**What the task requires**
Gather every line holding the string "this".

# Start of Materials provided

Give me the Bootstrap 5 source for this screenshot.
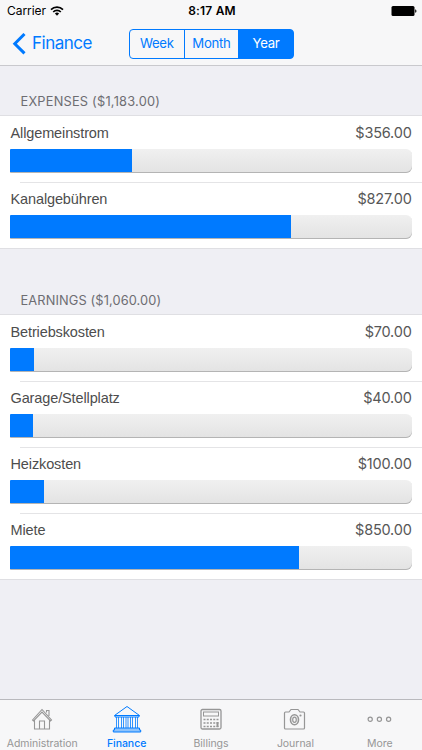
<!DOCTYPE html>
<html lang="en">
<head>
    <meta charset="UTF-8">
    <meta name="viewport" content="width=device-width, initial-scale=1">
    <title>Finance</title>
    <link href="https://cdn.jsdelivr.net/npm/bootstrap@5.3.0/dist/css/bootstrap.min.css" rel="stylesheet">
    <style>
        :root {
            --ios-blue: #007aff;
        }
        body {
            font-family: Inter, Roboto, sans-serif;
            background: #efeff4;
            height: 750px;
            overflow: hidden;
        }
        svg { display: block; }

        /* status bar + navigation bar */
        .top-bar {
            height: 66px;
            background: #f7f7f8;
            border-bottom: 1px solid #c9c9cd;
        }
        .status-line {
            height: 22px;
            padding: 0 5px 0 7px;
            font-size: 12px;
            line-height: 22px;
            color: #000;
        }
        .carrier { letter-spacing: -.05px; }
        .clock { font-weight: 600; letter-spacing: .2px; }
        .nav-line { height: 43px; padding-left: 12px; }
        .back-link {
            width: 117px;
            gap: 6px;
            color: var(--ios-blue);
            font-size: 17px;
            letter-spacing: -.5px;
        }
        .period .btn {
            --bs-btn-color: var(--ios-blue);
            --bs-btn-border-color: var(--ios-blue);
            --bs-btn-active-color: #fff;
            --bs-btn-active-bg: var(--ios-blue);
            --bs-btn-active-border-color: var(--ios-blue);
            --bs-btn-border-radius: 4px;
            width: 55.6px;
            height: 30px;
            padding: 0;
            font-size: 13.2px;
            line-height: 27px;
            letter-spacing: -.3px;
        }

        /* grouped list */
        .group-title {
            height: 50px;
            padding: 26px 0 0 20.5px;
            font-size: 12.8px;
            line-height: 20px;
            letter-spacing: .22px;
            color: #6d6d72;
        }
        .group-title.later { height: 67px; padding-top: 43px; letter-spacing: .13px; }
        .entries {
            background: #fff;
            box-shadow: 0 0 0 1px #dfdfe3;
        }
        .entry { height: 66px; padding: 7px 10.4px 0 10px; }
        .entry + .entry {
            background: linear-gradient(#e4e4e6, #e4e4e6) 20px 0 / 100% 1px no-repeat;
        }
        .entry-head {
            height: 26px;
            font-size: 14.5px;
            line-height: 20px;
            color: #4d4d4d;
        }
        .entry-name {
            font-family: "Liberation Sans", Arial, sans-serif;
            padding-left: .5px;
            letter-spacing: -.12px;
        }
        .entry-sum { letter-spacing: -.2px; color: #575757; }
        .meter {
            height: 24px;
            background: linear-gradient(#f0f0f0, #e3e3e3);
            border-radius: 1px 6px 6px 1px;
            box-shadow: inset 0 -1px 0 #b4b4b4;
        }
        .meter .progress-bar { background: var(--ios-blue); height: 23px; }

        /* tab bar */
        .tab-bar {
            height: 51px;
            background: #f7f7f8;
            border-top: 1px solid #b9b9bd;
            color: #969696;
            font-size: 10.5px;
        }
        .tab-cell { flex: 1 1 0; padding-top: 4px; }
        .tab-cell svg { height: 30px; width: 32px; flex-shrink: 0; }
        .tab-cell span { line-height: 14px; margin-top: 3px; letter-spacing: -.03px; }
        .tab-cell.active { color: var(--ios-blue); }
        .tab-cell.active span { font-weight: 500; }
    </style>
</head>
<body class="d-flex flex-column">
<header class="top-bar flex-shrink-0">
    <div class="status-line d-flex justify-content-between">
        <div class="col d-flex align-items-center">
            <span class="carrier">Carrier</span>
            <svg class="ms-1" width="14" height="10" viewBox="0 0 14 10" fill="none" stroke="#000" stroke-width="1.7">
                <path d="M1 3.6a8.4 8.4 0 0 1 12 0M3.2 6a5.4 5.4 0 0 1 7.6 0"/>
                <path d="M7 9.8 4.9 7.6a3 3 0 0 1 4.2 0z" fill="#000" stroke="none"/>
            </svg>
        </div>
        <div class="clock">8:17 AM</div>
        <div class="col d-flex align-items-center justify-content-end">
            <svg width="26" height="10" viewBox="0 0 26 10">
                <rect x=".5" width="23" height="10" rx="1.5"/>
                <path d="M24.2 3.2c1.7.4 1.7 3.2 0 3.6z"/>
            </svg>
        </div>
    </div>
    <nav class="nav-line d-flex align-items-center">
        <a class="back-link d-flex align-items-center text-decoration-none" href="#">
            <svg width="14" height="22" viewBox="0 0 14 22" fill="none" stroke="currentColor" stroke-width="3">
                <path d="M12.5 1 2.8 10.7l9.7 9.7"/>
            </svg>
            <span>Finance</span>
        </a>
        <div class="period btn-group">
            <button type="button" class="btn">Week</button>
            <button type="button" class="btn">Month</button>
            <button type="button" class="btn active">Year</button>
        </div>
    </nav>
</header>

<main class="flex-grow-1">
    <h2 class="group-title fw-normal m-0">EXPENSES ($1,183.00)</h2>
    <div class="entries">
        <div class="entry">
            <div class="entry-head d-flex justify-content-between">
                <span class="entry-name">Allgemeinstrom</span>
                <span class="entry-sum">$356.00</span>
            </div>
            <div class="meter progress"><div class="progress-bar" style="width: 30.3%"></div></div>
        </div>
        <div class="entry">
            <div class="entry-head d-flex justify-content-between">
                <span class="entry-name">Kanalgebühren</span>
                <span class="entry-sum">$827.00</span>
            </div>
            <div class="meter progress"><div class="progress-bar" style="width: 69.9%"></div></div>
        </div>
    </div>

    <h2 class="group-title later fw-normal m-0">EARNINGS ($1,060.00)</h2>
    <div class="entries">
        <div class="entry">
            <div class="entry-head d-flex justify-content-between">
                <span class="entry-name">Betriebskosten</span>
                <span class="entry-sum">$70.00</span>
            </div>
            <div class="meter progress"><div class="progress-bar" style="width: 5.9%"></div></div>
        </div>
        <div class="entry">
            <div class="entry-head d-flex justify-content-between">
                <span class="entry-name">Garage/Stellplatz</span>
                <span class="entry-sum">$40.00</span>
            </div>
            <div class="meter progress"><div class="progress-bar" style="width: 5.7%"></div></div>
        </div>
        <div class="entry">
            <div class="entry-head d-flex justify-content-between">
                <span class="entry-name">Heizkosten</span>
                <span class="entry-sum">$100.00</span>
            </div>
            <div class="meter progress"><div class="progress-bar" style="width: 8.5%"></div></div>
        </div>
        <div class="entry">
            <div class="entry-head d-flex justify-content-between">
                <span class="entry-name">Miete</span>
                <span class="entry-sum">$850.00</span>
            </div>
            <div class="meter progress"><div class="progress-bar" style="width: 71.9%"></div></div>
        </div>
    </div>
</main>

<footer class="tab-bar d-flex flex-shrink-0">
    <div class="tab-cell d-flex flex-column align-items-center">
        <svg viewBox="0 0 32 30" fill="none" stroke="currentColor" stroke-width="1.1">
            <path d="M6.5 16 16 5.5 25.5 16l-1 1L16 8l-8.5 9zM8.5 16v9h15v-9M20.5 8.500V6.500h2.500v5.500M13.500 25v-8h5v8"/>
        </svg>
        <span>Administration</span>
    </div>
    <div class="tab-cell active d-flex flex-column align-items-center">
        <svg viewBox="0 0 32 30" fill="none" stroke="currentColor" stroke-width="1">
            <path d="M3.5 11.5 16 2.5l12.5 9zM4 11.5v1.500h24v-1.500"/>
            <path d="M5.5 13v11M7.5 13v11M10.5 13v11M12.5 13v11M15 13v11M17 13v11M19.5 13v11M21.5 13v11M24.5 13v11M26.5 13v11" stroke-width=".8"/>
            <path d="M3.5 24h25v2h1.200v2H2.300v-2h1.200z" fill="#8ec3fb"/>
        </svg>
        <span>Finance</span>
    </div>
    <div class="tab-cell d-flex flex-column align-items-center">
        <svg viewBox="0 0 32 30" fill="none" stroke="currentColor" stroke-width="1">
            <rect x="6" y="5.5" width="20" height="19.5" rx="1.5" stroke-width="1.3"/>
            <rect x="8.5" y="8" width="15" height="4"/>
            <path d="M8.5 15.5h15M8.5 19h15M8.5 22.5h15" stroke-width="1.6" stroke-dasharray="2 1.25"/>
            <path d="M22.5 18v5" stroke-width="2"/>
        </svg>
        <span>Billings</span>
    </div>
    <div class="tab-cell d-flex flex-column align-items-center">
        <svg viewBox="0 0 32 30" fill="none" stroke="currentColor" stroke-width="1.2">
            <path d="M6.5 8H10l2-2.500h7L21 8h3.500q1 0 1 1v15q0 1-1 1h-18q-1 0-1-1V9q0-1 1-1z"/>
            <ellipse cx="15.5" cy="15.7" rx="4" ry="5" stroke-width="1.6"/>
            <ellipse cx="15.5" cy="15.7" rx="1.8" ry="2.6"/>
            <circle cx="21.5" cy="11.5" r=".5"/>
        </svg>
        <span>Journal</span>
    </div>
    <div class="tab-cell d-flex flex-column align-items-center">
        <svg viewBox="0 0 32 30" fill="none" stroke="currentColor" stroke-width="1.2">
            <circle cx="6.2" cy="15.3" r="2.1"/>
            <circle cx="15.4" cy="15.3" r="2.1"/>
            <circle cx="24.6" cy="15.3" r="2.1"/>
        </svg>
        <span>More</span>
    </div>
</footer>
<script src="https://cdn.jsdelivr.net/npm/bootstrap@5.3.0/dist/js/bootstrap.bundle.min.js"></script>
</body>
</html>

# End of Materials provided
# Start of Materials provided

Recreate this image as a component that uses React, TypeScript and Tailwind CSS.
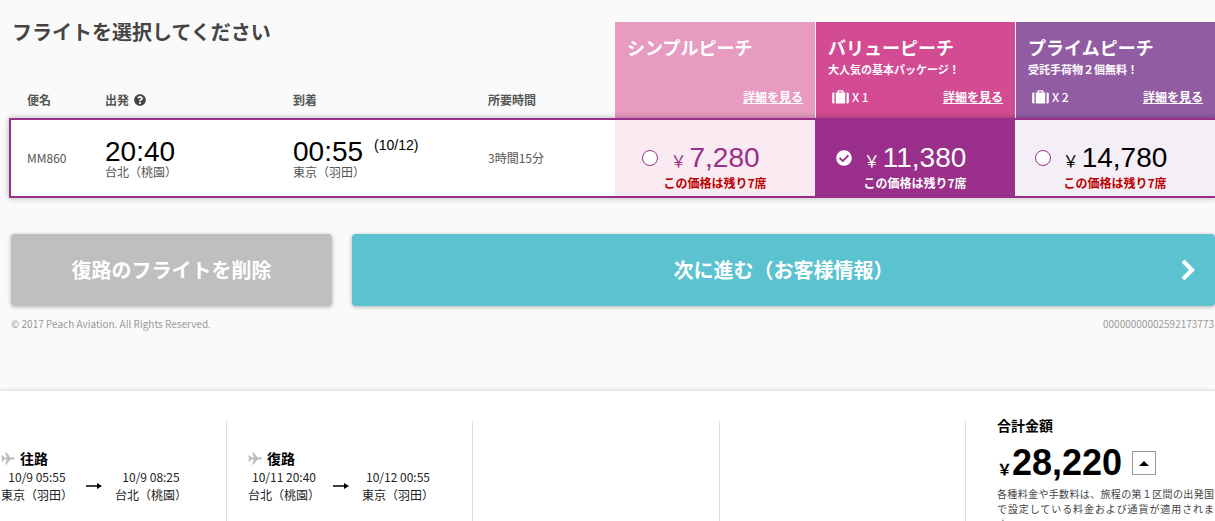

# End of Materials provided

**Response to the exercise**
Give me the Bootstrap 5 source for this screenshot.
Recreate this image as a component that uses React, TypeScript and Tailwind CSS.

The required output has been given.